(EXERCISE INSTRUCTIONS)
Search the records for "page". Copy every line where it appears.

(WORKING DATA)

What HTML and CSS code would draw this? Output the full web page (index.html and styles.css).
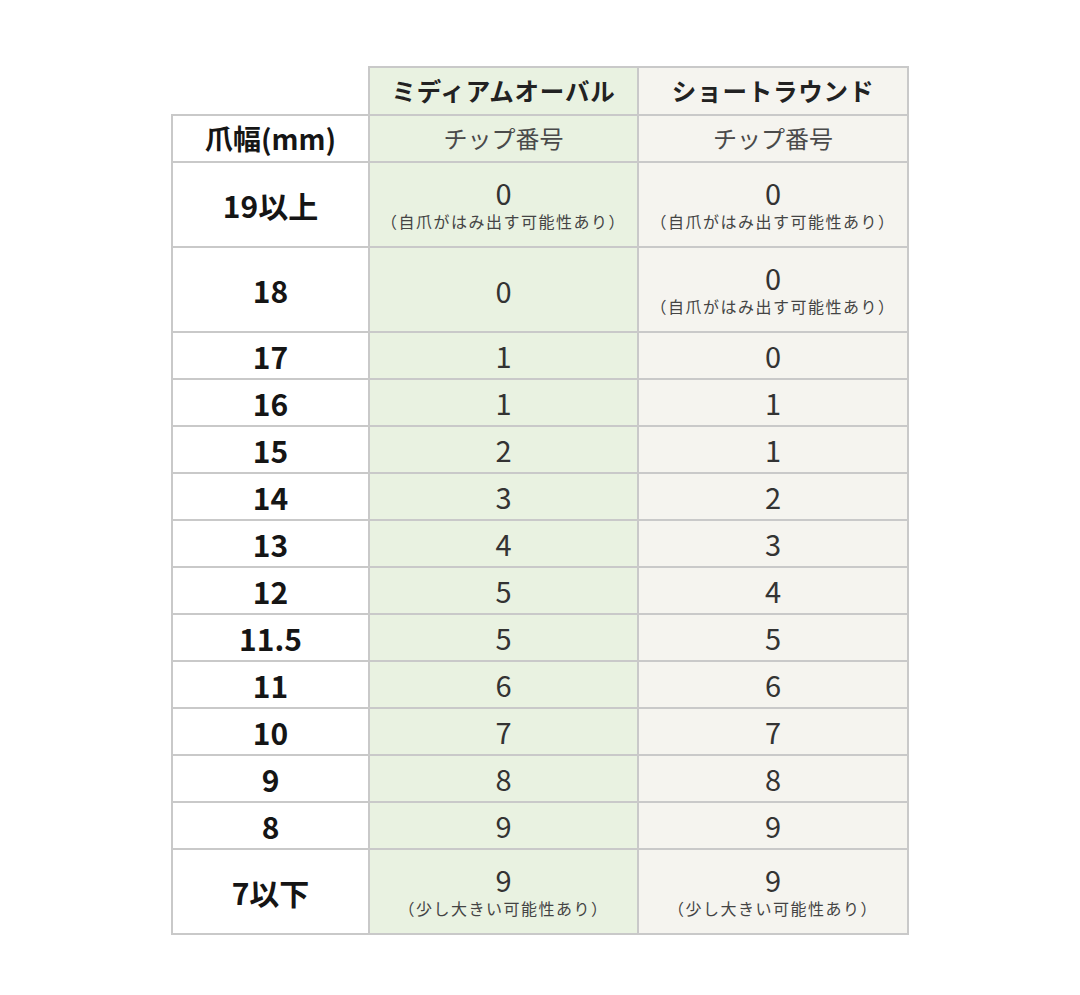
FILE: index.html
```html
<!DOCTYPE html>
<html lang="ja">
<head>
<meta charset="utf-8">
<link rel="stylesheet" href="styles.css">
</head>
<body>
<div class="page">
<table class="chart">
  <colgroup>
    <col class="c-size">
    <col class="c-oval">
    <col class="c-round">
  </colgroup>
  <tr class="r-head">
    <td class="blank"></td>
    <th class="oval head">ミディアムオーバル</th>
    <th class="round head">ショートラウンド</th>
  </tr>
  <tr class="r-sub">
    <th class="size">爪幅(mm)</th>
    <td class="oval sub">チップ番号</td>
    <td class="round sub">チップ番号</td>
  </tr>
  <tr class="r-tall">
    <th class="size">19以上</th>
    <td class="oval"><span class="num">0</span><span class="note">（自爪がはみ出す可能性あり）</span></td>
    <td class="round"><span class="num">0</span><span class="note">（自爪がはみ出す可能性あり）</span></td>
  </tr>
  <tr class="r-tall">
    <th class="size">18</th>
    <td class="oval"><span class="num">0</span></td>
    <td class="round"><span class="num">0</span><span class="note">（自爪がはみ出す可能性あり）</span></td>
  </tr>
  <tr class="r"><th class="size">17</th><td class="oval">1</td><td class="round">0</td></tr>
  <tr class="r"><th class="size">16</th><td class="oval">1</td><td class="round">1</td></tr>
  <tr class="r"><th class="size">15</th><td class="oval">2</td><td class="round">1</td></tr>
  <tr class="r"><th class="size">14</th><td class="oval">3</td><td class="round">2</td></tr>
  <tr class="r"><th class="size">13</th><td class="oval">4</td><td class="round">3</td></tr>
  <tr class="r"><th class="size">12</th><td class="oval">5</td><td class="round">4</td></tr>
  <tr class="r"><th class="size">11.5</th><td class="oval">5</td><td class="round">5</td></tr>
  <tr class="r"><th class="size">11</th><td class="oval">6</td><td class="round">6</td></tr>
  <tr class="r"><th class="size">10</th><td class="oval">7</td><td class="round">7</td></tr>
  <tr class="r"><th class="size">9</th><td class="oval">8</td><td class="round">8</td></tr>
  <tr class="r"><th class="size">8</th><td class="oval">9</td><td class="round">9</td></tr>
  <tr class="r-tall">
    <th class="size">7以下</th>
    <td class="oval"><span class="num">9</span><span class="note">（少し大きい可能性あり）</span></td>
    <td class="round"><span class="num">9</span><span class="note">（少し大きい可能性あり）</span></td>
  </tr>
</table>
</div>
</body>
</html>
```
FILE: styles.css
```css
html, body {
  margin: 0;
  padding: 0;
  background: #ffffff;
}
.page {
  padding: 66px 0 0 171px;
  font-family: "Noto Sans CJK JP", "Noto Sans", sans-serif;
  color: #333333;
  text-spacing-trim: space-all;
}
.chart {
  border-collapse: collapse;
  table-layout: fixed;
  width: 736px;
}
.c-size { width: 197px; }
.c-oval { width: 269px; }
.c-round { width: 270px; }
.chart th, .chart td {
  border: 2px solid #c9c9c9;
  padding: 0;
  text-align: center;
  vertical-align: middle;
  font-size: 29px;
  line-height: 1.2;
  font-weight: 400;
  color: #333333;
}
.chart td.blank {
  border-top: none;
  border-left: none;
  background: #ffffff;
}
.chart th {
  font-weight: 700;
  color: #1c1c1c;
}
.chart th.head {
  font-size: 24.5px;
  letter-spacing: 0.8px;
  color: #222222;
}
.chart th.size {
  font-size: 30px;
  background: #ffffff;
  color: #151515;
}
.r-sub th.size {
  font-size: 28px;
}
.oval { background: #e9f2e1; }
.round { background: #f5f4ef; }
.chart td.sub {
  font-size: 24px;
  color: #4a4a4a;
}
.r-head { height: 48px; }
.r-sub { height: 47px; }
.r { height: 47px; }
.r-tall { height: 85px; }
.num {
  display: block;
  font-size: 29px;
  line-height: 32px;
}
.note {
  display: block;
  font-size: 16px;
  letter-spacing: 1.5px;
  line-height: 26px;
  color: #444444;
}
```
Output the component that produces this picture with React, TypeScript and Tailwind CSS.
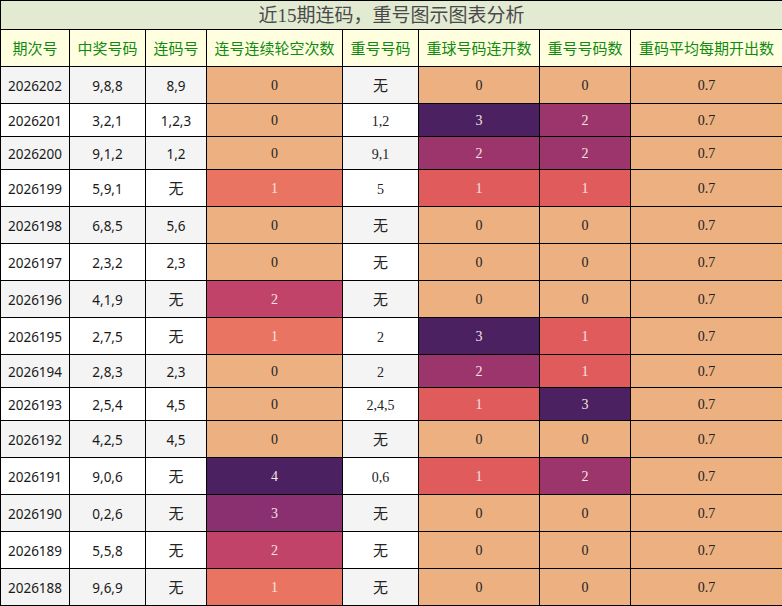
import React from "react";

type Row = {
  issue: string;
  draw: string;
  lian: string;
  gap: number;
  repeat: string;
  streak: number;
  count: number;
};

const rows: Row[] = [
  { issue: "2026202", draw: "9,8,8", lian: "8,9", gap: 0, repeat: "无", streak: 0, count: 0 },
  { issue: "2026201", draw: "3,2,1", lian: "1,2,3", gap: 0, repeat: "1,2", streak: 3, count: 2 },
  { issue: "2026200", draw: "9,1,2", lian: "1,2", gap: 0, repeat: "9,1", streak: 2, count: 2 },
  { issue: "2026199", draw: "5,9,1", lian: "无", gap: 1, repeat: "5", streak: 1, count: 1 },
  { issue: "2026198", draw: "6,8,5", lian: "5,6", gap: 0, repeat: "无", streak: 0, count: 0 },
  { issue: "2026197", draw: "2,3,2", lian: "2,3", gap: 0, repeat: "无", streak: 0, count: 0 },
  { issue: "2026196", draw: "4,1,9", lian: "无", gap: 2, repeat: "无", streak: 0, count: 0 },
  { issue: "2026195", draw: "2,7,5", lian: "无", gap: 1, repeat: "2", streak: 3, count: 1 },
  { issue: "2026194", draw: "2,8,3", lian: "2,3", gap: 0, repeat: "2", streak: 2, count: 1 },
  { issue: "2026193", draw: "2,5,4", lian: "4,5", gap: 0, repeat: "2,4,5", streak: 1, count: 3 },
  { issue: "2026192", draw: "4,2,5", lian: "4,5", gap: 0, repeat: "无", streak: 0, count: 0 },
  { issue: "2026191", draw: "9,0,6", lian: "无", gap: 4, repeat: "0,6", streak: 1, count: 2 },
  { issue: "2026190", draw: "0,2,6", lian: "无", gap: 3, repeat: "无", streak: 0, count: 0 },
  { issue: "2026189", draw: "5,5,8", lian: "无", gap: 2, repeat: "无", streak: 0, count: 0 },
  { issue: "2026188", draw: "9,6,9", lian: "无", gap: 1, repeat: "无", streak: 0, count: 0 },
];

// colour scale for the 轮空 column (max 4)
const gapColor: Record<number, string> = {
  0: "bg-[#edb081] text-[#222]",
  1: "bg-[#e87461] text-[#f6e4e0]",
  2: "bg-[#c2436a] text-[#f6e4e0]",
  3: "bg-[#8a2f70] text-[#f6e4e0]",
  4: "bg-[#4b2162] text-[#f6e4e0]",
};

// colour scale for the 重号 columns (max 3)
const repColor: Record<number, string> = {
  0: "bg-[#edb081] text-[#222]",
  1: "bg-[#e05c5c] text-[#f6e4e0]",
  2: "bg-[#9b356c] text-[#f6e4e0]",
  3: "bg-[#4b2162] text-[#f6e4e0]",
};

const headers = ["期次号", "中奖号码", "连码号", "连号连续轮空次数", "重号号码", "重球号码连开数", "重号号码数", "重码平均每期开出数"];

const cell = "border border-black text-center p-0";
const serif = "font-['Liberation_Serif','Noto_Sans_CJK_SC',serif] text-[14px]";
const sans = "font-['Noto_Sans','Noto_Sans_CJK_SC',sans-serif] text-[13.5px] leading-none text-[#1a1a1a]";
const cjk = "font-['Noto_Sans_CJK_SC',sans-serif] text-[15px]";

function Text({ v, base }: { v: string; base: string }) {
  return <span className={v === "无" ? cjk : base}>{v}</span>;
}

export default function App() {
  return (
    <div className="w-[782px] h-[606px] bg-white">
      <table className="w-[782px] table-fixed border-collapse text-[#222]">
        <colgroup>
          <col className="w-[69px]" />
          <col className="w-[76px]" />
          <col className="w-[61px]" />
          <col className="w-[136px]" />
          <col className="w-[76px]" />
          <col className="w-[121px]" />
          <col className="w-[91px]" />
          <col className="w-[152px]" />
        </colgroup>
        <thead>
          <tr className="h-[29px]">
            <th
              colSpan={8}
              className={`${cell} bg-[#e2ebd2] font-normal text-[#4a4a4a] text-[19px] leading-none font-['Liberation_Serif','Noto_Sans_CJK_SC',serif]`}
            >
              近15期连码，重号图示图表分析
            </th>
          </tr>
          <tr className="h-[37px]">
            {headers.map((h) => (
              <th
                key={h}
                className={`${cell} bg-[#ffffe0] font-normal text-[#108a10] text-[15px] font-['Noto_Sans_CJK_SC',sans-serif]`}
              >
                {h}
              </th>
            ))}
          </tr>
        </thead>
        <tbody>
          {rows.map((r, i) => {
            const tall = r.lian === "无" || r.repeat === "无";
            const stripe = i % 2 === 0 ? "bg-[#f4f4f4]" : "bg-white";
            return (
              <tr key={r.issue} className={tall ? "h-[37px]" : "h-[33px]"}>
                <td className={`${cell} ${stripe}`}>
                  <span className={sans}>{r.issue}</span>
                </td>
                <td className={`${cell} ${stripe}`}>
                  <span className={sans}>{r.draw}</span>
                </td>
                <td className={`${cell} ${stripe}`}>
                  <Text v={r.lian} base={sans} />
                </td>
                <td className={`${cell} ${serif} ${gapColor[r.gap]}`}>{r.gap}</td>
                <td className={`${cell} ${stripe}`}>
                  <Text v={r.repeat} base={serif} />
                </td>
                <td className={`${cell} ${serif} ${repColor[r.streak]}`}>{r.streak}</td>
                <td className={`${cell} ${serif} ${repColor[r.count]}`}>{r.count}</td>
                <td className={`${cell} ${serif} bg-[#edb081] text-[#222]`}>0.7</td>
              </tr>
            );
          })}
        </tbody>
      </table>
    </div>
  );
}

(RESULT OF THIS EXERCISE)
What HTML and CSS code would draw this? Output the full web page (index.html and styles.css).
<div class="page">
.page {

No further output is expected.